In the MATH benchmark, SCoRe achieves a 4.4% self-correction gain with overall Accuracy@t2 increasing by 23.0%, outperforming the base model by 15.6% and surpassing Pair-SFT by 10.2%. SCoRe also improves the rate of fixing incorrect responses and reduces the number of correct answers changed to incorrect.

For the code generation task, SCoRe boosts performance from 47.3% to 60.6% on MBPP-R, a gap similar to that between GPT-3.5 and GPT-4. It also generalizes well to the HumanEval dataset, achieving a 12.2% self-correction delta, outperforming the base model by 9%. While Pair-SFT performs well in static repair tasks, it degrades self-correction performance, highlighting the importance of on-policy sampling.
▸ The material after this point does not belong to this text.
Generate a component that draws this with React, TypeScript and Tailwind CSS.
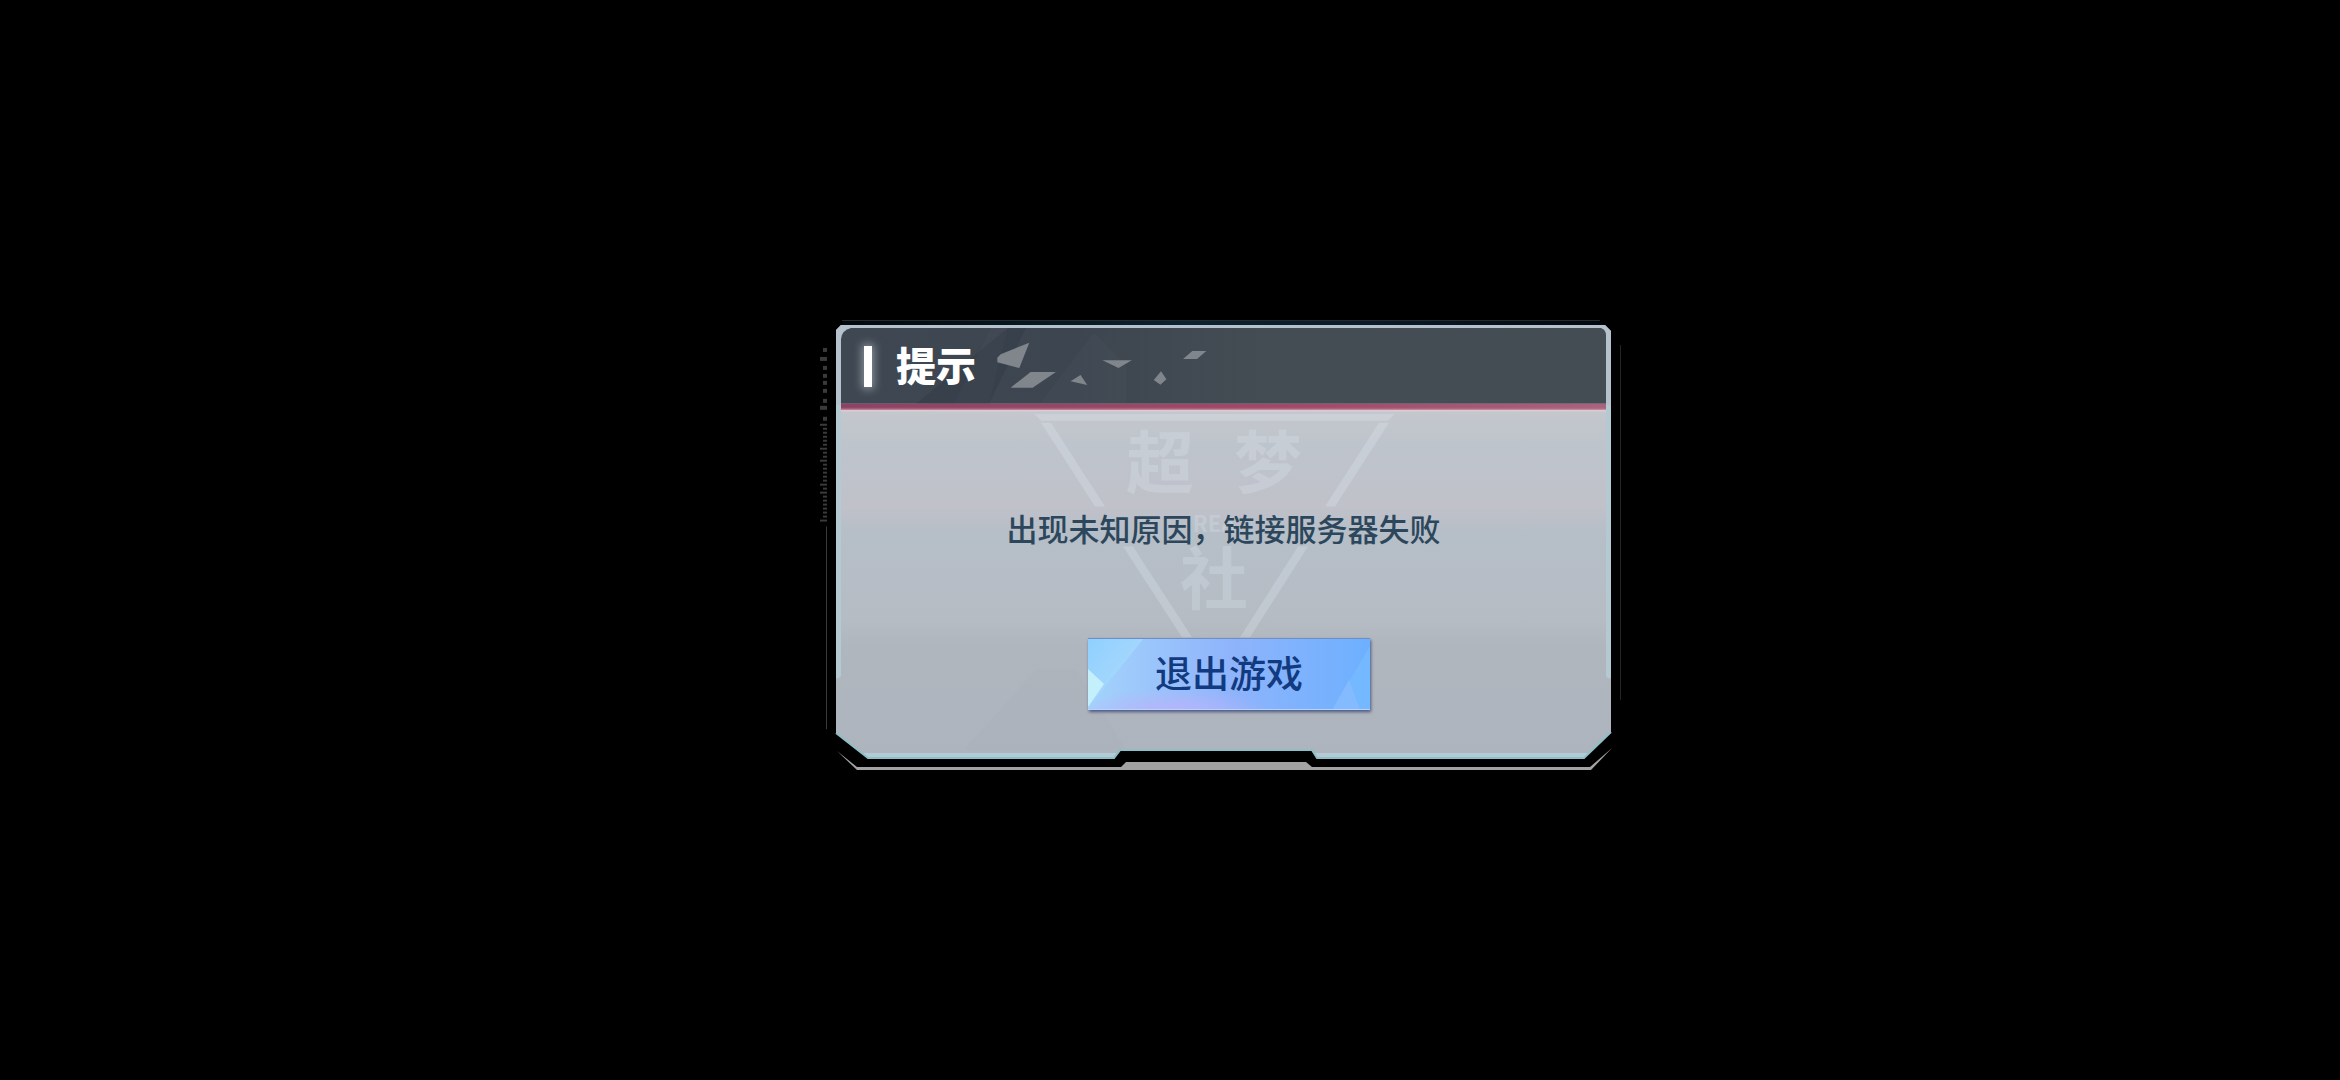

Additionally, SCoRe is effective when combined with inference-time compute scaling strategies like self-consistency decoding (majority voting). Combining parallel sampling with sequential self-correction yields a 10.5% improvement, compared to 7.4% from parallel sampling alone.

Ablation studies :

• Multi-turn training: Single-turn training improves first-turn performance but negatively impacts self-correction.
• Multi-stage training: Stage I is essential; skipping it leads to 2% lower self-correction gain and 3% lower accuracy on the second attempt.
• Reward shaping: Removing reward shaping reduces performance, highlighting its importance in guiding self-correction learning.
• On-policy RL: Replacing REINFORCE with STaR in Stage II significantly reduces performance, showing that on-policy sampling is critical for multi-turn self-correction, unlike in single-turn settings.